How does one begin to explain this cruel spate of black inhumanity to black? The oyinbo created the word ‘xenophobia’ but sadly, we are demonstrating the madness the word connotes by dignifying their christening of an act so obnoxious. This is an eye sore! The oyinbo define this fiendish barbarism as an unreasoned fear of that which is perceived to be foreign or strange. They say it can manifest itself in the relations and perceptions of an in-group towards an out-group. Sometimes, these fears translate into suspicion, aggression and a burning desire to eliminate the presence of the subject in a bid to secure a presumed form of purity.
South Africa has had a history of immigrant discrimination prior to democratisation and as a matter of fact after. One would imagine that the reason for this fierce hate against foreigners was due to the oppression the natives suffered at the hands of the oyinbo but this blatant detestation for all that is foreign didn’t stop even after democratisation in 1994; contrary to general expectations, xenophobia sky rocketed in South Africa. A recent study based on a citizen survey across member states of the Southern African Development Community (SADC) found South Africans expressing the harshest anti-foreigner sentiment, with 21 per cent of South Africans in favour of a complete ban on entry by foreigners and 64 per cent in favour of strict limitations on the numbers allowed!

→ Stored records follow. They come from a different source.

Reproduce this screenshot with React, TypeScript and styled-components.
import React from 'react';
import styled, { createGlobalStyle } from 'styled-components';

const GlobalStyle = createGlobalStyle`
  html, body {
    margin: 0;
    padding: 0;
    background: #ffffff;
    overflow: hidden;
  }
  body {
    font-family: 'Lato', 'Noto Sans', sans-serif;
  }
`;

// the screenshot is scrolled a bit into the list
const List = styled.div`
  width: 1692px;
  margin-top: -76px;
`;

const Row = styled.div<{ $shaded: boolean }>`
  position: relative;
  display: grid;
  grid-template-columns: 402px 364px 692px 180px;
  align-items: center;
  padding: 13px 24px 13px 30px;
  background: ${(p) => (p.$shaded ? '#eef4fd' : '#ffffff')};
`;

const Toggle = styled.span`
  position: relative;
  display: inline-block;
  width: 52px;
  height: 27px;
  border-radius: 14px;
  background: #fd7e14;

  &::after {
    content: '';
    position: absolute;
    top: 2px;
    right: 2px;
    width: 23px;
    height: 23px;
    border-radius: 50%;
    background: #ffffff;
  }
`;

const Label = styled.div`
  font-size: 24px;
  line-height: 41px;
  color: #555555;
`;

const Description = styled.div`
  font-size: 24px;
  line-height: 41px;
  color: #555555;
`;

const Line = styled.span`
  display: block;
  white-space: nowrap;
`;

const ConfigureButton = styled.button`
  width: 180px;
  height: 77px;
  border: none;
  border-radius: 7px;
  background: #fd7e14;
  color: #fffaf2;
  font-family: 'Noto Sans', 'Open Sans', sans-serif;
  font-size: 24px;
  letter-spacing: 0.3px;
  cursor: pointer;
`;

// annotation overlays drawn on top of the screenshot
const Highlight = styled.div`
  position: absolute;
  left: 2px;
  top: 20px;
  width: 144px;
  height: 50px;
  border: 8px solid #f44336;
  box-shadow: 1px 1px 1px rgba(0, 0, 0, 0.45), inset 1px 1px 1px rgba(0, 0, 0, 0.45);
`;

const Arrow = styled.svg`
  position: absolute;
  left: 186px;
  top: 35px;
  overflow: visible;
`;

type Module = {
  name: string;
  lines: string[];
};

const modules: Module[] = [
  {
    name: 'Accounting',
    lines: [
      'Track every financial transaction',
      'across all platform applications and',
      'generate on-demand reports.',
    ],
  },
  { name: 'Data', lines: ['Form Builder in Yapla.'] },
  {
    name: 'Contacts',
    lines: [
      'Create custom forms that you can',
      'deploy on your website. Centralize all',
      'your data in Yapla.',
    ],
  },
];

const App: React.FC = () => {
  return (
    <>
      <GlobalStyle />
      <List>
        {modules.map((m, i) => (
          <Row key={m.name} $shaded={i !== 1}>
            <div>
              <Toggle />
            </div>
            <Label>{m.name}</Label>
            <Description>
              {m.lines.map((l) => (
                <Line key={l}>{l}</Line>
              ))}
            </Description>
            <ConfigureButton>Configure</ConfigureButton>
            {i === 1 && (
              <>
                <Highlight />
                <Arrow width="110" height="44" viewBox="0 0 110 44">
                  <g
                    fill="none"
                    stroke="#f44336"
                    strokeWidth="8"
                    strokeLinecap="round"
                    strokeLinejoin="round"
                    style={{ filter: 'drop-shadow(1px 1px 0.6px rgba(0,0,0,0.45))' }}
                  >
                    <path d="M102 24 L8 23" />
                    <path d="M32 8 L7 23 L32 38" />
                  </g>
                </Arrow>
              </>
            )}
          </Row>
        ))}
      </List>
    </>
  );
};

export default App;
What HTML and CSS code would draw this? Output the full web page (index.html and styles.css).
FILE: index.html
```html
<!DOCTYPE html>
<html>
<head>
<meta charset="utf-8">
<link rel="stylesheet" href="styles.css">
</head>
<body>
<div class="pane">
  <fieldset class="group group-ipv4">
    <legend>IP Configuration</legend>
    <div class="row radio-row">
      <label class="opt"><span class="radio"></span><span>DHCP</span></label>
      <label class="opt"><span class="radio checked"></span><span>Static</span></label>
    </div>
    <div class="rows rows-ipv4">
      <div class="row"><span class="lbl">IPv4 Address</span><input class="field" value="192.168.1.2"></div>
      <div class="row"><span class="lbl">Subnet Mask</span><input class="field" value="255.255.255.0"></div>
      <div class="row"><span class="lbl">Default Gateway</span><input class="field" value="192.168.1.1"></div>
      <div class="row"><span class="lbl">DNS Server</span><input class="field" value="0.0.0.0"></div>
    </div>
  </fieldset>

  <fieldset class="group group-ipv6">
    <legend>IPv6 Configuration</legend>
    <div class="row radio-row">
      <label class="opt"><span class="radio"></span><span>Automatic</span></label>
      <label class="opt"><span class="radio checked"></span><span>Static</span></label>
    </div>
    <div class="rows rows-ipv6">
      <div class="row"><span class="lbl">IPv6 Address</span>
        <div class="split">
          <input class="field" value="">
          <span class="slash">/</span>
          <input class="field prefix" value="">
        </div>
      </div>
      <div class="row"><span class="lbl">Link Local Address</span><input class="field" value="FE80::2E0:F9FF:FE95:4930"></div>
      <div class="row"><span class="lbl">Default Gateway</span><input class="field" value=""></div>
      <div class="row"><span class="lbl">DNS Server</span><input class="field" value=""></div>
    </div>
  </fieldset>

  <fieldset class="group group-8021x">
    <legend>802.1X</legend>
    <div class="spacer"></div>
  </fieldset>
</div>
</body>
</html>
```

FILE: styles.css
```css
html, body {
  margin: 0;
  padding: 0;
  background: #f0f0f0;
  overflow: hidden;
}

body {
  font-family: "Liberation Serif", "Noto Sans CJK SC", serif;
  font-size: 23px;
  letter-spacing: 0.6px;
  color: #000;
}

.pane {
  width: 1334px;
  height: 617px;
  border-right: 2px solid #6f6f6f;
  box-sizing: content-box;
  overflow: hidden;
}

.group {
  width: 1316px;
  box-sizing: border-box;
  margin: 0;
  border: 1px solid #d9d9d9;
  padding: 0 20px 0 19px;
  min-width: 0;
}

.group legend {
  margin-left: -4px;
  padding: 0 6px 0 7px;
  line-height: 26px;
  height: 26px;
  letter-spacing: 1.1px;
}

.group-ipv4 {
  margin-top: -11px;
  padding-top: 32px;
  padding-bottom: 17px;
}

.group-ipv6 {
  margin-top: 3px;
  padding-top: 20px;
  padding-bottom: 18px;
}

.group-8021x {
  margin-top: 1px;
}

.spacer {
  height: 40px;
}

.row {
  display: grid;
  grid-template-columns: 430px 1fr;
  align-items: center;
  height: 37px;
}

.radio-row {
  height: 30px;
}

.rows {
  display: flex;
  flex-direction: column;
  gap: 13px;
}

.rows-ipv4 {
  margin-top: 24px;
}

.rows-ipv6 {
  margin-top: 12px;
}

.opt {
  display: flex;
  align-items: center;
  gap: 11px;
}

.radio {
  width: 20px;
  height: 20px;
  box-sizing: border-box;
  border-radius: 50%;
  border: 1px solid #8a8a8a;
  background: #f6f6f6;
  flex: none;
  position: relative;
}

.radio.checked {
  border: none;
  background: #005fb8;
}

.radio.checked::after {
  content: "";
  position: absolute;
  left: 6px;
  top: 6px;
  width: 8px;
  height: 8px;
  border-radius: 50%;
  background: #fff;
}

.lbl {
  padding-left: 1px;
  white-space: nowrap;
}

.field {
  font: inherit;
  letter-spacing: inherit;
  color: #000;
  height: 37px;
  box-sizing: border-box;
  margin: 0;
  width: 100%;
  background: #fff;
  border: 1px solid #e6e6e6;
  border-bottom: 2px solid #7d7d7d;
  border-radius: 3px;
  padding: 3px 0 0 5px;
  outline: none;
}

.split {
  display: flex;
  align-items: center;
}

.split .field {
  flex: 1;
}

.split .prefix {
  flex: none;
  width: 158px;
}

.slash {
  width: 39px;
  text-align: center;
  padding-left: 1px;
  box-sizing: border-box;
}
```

You should find this exposé on xenophobic attacks in SA in the last one decade paralysing. In 2000, seven foreigners were killed on the Cape Flats over a five-week period. In October 2001 residents of the Zandspruit informal settlement gave Zimbabweans 10 days to leave the area. When the foreigners failed to leave voluntarily, they were forcefully evicted. In the last week of 2005 and first week of 2006, at least four people died in the Olievenhoutbosch settlement after foreigners were blamed for the death of a local man.
Attacks on foreign nationals increased markedly in late 2007 and it is believed that there were at least a dozen attacks between January and May 2008. On 12 May, 2008 a series of riots started in the township of Alexandra (in the north-eastern part of Johannesburg) killing two people and injuring 40 others. In the following weeks, the violence spread, first to other settlements in the Gauteng Province, then to the coastal cities of Durban and Cape Town.
In late May 2009, reports emerged regarding a possible resurgence of xenophobic related activity and the plotting of attacks in the Western Cape. In 2010, the press carried numerous articles claiming that there would be massive planned xenophobic violence at the end of the 2010 Football World Cup. Thankfully, this did not happen. However, in July 2012 there were new attacks in parts of Cape Town and in Botshabelo in the Free State but on 30 May 2013, 25-year-old Abdi Nasir Mahmoud was stoned to death. Sadly, the raging storms of these obnoxious attacks are yet to be stilled as there were attacks in 2015 and we are still witnessing xenophobic attacks in 2017.
A fresh tide of anarchy took Pretoria over just last week. The Nigerian Union South Africa (NUSA) on Tuesday, 21 February, 2017, confirmed that Nigerian homes and businesses in Pretoria West had been attacked in several late-night incidents in recent days. Emeka Ezinteje Collins, national public relations officer of NUSA, told Al Jazeera this: “Our people and other foreigners are apparently living in fear of the unknown as the hoodlums have promised more attacks.”
In the face of such great animosity, hostility and bitterness, Nigerians in SA have remained like the foot of the Himalaya, shouldn’t we ask ourselves why? Even an oaf will without hesitations tell you that our countrymen and brothers are sitting in the jaws of death because of the epidemic of hardship in our nation. In search of the proverbial greener pastures, they have migrated to foreign lands and are treated like scum. We should weep in unison and lament without any restrictions that our youth, the future of our nation, have chosen death in an alien land over the epic dysfunctionality within our shores. Don’t all of these vehemently contradict the veracity of the phrase “there is no place like home?”